» WRITTEN PROBLEM: Search the data for the string "components" and extract every line where it appears.

» GIVEN DATA:

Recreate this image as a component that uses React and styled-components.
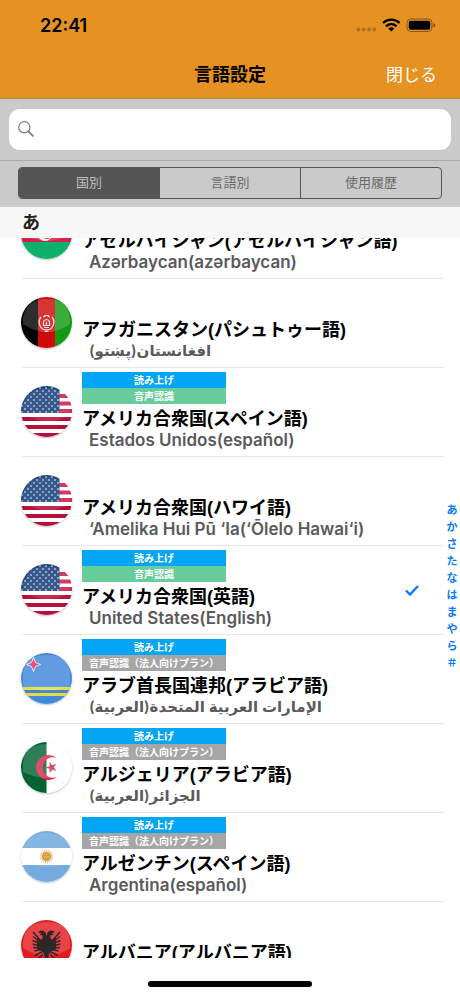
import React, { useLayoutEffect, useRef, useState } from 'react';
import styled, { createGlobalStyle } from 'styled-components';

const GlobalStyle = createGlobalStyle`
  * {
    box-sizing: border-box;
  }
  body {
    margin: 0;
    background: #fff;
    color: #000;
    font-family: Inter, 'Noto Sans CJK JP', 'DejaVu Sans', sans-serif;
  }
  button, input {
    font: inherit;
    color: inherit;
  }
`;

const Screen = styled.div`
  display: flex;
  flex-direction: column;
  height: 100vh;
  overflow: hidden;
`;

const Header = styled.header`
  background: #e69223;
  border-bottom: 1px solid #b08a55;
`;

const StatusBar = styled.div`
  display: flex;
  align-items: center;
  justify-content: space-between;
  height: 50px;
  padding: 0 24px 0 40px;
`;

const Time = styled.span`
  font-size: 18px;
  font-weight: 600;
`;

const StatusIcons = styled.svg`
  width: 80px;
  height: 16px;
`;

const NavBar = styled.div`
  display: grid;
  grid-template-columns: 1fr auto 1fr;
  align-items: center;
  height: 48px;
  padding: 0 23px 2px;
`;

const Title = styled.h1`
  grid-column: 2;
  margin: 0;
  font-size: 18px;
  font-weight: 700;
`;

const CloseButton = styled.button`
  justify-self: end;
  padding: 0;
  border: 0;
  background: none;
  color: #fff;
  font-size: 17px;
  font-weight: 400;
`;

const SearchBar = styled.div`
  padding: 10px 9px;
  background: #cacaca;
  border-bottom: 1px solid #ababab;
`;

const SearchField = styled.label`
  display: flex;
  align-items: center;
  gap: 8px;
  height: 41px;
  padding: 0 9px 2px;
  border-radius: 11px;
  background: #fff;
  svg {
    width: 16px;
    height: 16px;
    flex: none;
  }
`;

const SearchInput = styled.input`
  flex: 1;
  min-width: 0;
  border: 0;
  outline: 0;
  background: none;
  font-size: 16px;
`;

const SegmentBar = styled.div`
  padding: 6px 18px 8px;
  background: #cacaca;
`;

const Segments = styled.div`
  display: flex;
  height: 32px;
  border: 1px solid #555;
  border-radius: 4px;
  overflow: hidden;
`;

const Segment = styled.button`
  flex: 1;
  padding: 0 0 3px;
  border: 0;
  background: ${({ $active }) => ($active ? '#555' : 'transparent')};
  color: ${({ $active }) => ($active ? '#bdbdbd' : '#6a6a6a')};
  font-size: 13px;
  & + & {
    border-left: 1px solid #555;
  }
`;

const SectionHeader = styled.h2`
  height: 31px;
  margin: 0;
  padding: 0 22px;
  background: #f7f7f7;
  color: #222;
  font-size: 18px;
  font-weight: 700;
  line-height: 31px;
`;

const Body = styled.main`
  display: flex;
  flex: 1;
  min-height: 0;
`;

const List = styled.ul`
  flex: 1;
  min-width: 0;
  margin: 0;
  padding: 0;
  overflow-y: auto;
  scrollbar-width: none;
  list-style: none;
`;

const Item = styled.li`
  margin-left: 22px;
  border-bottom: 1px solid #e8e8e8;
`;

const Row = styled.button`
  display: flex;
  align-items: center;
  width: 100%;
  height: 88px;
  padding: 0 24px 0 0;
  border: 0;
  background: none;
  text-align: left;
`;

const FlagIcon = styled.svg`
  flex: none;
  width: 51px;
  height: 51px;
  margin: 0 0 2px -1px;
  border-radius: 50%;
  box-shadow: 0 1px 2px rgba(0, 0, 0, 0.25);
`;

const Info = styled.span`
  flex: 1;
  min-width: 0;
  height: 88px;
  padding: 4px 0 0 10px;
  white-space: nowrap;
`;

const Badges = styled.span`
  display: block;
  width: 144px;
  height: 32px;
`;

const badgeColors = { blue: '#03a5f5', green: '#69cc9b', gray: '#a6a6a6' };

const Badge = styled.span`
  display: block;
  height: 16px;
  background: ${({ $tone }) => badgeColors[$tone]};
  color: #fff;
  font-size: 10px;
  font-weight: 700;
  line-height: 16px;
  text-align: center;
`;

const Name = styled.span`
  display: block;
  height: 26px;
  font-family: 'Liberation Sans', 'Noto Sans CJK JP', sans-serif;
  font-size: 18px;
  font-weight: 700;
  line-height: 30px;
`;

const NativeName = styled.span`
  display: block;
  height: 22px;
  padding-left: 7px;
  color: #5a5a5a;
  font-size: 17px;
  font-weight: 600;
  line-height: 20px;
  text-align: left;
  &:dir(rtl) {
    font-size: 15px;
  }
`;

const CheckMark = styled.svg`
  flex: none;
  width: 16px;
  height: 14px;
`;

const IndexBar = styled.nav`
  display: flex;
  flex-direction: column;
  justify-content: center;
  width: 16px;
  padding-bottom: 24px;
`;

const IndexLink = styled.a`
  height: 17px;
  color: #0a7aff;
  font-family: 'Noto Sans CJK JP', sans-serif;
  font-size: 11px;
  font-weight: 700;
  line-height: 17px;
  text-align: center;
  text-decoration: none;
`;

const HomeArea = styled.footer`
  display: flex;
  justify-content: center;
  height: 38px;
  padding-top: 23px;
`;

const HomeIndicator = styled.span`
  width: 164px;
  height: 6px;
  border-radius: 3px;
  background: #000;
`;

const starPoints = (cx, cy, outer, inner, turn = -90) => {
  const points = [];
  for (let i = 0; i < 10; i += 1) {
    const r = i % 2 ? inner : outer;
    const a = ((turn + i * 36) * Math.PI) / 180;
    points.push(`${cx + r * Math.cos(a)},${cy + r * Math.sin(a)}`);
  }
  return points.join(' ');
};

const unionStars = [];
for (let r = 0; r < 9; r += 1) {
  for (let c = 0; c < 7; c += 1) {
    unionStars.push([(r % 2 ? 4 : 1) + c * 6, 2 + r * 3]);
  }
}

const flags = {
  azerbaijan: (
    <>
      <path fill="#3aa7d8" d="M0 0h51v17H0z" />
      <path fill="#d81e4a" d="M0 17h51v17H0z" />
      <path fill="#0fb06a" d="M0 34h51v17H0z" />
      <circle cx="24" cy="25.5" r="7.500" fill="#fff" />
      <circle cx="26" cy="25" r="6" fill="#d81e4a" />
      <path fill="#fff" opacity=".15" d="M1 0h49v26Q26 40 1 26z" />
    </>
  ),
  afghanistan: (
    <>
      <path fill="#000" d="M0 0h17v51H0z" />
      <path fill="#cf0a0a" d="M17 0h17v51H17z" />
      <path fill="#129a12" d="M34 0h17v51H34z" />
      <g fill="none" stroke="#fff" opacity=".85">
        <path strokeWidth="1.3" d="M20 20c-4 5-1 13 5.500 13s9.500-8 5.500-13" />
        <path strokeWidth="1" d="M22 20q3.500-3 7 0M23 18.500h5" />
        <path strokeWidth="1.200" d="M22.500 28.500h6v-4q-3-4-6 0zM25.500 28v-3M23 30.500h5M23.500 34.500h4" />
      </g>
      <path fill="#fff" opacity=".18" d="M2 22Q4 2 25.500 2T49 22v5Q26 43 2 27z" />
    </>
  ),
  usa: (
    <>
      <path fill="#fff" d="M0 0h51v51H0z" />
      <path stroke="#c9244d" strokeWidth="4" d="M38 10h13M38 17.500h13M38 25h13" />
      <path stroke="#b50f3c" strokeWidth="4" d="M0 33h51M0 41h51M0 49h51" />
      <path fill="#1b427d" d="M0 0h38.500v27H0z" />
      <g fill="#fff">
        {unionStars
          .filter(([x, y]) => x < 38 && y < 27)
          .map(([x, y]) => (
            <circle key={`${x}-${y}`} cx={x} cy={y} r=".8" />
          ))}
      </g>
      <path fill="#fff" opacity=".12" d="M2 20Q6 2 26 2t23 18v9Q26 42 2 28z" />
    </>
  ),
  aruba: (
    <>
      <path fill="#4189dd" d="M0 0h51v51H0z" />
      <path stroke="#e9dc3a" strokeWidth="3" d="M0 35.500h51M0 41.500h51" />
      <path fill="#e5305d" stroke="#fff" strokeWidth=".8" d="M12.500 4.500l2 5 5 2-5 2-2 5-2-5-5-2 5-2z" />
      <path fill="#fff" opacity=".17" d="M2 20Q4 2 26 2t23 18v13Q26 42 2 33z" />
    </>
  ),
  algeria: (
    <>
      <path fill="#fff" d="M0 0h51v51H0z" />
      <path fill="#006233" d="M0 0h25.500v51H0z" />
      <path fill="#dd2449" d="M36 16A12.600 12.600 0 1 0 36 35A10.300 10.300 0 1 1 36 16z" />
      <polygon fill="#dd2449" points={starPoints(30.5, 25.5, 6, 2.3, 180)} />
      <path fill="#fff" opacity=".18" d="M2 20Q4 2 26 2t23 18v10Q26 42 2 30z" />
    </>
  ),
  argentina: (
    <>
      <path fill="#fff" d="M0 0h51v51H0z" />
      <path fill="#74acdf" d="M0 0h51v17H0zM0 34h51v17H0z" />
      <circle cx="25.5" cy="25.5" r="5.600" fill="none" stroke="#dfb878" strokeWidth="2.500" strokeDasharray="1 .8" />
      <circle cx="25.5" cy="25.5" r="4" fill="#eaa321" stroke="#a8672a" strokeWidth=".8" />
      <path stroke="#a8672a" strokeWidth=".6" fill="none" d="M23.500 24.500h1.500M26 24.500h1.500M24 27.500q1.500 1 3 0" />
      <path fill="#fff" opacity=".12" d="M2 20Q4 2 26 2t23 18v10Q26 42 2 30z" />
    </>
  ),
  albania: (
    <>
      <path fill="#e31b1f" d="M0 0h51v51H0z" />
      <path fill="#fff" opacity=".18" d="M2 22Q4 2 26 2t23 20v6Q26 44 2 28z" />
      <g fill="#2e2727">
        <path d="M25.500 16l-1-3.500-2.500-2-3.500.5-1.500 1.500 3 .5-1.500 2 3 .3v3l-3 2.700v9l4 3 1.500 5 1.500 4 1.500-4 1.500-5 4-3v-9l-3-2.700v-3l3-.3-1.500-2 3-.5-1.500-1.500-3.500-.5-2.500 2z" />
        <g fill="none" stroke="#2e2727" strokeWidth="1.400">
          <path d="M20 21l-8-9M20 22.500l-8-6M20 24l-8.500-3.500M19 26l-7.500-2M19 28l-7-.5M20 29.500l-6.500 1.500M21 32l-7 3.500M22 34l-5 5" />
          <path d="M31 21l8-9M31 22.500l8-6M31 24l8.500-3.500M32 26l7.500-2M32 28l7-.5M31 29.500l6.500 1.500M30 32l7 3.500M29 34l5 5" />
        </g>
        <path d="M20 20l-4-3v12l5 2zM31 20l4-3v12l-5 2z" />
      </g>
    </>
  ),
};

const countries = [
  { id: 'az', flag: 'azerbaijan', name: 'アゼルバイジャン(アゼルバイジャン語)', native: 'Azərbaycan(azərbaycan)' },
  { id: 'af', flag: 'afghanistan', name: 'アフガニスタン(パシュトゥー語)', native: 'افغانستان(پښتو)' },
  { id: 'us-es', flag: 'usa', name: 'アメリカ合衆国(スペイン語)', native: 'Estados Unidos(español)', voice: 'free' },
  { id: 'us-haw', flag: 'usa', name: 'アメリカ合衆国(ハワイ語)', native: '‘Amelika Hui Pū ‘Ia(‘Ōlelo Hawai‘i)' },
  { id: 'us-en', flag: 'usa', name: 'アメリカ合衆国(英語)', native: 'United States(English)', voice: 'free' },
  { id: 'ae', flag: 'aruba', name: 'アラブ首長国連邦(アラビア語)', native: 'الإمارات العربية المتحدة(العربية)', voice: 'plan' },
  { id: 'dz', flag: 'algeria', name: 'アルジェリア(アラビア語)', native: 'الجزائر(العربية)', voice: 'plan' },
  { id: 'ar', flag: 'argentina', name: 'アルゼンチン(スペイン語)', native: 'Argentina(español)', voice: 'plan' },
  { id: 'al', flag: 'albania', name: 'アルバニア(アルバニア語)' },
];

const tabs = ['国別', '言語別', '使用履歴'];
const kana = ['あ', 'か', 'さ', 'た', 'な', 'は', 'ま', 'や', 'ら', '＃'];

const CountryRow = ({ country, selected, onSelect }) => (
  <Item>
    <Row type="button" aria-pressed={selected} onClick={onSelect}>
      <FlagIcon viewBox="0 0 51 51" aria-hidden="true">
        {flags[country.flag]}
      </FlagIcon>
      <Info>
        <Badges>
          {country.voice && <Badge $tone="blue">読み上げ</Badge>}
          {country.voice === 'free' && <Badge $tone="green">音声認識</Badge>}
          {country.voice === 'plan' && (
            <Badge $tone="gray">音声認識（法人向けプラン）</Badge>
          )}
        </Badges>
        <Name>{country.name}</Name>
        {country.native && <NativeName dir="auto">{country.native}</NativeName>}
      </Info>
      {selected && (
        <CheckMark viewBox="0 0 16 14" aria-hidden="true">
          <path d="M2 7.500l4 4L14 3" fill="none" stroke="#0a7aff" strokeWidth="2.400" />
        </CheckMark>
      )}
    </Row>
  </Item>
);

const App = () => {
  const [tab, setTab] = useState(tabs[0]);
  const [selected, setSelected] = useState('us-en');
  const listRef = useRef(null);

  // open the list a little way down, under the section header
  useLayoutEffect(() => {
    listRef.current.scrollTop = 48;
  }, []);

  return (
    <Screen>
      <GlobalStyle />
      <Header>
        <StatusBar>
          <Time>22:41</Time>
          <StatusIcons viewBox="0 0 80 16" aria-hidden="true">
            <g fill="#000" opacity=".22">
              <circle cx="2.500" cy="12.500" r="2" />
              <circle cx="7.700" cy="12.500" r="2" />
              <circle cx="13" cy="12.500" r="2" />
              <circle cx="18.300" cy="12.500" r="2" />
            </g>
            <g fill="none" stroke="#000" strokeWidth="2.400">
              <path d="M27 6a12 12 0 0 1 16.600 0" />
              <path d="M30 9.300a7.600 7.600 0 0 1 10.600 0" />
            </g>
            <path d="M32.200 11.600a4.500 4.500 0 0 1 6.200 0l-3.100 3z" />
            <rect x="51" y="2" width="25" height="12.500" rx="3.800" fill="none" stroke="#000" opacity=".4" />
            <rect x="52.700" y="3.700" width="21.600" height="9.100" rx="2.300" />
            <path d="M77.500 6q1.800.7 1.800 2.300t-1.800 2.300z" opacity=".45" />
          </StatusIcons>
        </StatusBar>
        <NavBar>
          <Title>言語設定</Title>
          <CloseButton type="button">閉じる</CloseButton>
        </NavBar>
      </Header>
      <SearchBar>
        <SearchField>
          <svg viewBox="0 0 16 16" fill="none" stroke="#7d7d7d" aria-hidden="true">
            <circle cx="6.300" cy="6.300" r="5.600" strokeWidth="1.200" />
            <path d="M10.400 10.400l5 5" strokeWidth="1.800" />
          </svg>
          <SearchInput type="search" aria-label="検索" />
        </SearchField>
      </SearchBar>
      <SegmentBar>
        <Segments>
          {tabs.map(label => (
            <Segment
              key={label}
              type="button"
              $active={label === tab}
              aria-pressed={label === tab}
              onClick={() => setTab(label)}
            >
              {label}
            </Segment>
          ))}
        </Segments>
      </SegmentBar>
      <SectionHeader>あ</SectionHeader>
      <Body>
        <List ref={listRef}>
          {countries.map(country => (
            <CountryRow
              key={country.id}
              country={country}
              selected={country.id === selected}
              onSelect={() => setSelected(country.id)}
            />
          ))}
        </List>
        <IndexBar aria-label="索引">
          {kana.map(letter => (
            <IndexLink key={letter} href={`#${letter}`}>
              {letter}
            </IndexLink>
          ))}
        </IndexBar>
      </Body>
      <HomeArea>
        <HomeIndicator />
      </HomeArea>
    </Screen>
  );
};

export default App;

» TASK RESPONSE:
Recreate this image as a component that uses React and styled-components.
import styled, { createGlobalStyle } from 'styled-components';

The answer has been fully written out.